L’atto, infine, deve contenere la citazione del debitore a comparire dinanzi al giudice competente, indicando un’udienza nel rispetto del termine dilatorio di pignoramento di cui all’articolo 501 c.p.c., e l’invito al terzo a rendere entro dieci giorni al creditore procedente la dichiarazione prevista dall’articolo 547 c.p.c., con l’avvertimento che in caso contrario la stessa dovrà essere resa comparendo in un’apposita udienza e che se il terzo non compare o, sebbene comparso, non rende la dichiarazione, il credito pignorato o il possesso di cose di appartenenza del debitore si considereranno non contestati nell’ammontare o nei termini indicati dal creditore, ai fini del procedimento in corso e dell’esecuzione fondata sul provvedimento di assegnazione, se l’allegazione del creditore consente l’identificazione del credito o dei beni di appartenenza del debitore in possesso del terzo.
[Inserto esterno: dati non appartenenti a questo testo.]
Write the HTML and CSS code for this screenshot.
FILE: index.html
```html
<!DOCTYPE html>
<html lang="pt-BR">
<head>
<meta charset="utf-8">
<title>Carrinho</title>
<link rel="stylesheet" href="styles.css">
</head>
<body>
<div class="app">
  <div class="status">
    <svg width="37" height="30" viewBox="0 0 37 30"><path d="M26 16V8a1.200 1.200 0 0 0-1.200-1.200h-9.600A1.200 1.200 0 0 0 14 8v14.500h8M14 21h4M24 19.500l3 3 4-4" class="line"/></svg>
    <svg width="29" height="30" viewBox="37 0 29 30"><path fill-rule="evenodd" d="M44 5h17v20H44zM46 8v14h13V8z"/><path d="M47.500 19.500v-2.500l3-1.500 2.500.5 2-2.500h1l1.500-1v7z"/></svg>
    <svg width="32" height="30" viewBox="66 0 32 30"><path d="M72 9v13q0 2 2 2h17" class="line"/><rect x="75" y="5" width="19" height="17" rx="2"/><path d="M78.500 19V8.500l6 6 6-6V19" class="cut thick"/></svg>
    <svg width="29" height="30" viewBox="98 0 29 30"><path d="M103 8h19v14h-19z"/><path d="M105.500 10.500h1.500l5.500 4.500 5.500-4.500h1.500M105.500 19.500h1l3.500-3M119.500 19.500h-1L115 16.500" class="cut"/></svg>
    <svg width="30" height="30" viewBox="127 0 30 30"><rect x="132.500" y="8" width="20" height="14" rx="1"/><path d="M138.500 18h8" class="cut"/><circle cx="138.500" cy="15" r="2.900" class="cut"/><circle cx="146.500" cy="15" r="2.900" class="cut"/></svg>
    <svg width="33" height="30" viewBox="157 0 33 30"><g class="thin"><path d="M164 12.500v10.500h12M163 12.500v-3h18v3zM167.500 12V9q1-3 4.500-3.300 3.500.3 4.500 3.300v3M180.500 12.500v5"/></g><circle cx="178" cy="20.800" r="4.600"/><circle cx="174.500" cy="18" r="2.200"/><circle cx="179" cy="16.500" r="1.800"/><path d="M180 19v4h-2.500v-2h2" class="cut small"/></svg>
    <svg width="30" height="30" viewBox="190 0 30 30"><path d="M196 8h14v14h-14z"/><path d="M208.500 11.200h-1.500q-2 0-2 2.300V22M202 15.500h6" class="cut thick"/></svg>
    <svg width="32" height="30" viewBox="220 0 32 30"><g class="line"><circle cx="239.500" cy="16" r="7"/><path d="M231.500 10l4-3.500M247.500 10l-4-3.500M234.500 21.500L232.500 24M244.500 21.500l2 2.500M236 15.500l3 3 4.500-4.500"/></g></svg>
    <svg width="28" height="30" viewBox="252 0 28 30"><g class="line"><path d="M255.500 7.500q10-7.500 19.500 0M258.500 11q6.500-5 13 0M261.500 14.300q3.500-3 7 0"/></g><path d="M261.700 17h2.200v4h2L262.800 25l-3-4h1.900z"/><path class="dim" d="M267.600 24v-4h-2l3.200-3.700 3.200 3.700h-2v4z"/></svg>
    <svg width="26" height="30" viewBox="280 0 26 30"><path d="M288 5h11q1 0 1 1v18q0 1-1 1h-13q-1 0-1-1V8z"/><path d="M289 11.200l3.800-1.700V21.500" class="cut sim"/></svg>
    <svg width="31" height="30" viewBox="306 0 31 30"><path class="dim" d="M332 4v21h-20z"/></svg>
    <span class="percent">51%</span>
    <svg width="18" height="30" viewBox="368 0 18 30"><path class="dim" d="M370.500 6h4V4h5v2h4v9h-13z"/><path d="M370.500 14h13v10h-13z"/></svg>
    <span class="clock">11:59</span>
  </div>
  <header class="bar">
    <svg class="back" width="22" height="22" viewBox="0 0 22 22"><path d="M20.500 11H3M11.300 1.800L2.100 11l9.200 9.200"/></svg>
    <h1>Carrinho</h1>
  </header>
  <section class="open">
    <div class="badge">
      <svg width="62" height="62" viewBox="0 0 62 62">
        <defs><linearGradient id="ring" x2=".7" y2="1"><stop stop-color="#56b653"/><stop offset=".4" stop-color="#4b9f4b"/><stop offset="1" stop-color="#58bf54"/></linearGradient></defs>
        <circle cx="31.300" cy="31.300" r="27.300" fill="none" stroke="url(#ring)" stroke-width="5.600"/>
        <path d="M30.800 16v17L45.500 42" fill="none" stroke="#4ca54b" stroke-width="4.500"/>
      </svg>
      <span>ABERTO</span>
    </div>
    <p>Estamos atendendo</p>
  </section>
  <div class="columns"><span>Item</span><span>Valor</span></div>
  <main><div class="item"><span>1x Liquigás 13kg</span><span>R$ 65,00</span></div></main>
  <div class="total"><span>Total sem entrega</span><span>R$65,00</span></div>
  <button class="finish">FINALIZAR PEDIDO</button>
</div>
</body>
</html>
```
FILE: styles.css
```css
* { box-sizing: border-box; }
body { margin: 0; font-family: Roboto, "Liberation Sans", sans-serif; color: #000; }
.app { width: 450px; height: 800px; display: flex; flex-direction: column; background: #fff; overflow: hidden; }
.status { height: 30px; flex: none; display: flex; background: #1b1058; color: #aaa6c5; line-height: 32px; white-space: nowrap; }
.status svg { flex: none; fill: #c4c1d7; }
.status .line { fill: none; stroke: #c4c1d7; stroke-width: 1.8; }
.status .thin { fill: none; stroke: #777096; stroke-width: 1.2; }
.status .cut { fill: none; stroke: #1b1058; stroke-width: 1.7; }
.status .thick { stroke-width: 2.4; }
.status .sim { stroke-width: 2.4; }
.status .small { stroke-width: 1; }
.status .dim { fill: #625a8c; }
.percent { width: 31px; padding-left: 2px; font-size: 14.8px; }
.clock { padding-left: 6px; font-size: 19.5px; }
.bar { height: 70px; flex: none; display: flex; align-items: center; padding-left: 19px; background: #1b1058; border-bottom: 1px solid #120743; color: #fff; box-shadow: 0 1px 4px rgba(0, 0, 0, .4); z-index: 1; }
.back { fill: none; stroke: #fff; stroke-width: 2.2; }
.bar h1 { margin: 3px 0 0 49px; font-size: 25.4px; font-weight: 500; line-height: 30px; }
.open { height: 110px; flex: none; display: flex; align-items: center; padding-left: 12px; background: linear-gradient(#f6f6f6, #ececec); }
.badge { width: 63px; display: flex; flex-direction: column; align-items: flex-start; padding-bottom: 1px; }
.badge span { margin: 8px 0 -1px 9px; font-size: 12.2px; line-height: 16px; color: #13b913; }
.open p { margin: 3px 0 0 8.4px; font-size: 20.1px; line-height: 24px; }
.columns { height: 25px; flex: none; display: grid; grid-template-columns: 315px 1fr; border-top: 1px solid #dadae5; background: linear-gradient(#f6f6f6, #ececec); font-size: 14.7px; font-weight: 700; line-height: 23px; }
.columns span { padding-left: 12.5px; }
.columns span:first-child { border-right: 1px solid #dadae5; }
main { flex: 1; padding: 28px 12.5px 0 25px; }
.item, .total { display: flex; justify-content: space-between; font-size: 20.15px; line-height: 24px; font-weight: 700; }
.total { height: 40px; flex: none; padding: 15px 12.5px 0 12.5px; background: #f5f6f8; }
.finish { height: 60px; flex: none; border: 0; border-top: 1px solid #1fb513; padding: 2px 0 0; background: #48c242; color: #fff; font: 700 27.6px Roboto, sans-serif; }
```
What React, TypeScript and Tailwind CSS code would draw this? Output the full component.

L’originale dell’atto di citazione è consegnato al creditore senza ritardo dall’ufficiale giudiziario, non appena eseguita l’ultima notificazione.
A questo punto il creditore deve depositare nella cancelleria del tribunale competente per l’esecuzione la nota di iscrizione a ruolo, con copie conformi dell’atto di citazione, del titolo esecutivo e del precetto entro trenta giorni dalla consegna, pena perdita di efficacia del pignoramento.
Il terzo dovrà dunque rendere al creditore procedente una dichiarazione, da farsi a mezzo raccomandata a/r o p.e.c. anche attraverso procuratore speciale o difensore munito di procura speciale, nella quale specifica di quali cose o somme è debitore o si trova in possesso e quando ne deve eseguire il pagamento o la consegna, i sequestri precedentemente eseguiti presso di lui e le cessioni che gli sono state già notificate o che ha accettato.
Se sulla dichiarazione sorgono contestazioni o se a seguito della mancata dichiarazione del terzo non è possibile identificare esattamente il credito o i beni del debitore in suo possesso, il giudice, su istanza di parte, provvede con ordinanza, compiuti i necessari accertamenti nel contraddittorio tra le parti e con il terzo.
Dal momento in cui gli è notificato l’atto di pignoramento, poi, il terzo è tenuto a rispettare gli obblighi imposti dalla legge al custode con riferimento alle cose e alle somme dovute e nei limiti dell’importo del credito precettato aumentato della metà.
In ogni caso, non tutti i crediti del debitore verso il terzo possono essere pignorati: sono impignorabili i crediti alimentari (tranne che per le cause di alimenti), i crediti aventi come oggetto sussidi di grazia o sostentamento a persone comprese nell’elenco dei poveri o dovuti per maternità, malattie o funerali da casse di assicurazione, da enti di assistenza o da istituti di beneficenza.
Altresì, il D.L. n. 83/2015 ha introdotto nuovi limiti con riferimento al pignoramento delle somme relative al rapporto di lavoro o di impiego: le somme dovute dai privati a titolo di stipendio, di salario o di altre indennità relative al rapporto di lavoro o di impiego (comprese quelle dovute a causa di licenziamento), possono essere pignorate per crediti alimentari nella misura autorizzata dal presidente del tribunale o da un giudice da lui delegato; mentre per i tributi dovuti allo Stato, alle province e ai comuni e per ogni altro credito di qualsivoglia altro soggetto possono essere pignorate nella misura di un quinto; altresì, le somme da chiunque dovute a titolo di pensione, di indennità che tengono luogo di pensione o di altri assegni di quiescenza non possono essere pignorate per un ammontare corrispondente alla misura massima mensile dell’assegno sociale, aumentato della metà, mentre la parte eccedente è pignorabile nelle misure previste per stipendio e salario e per le altre indennità relative al rapporto di lavoro o di impiego.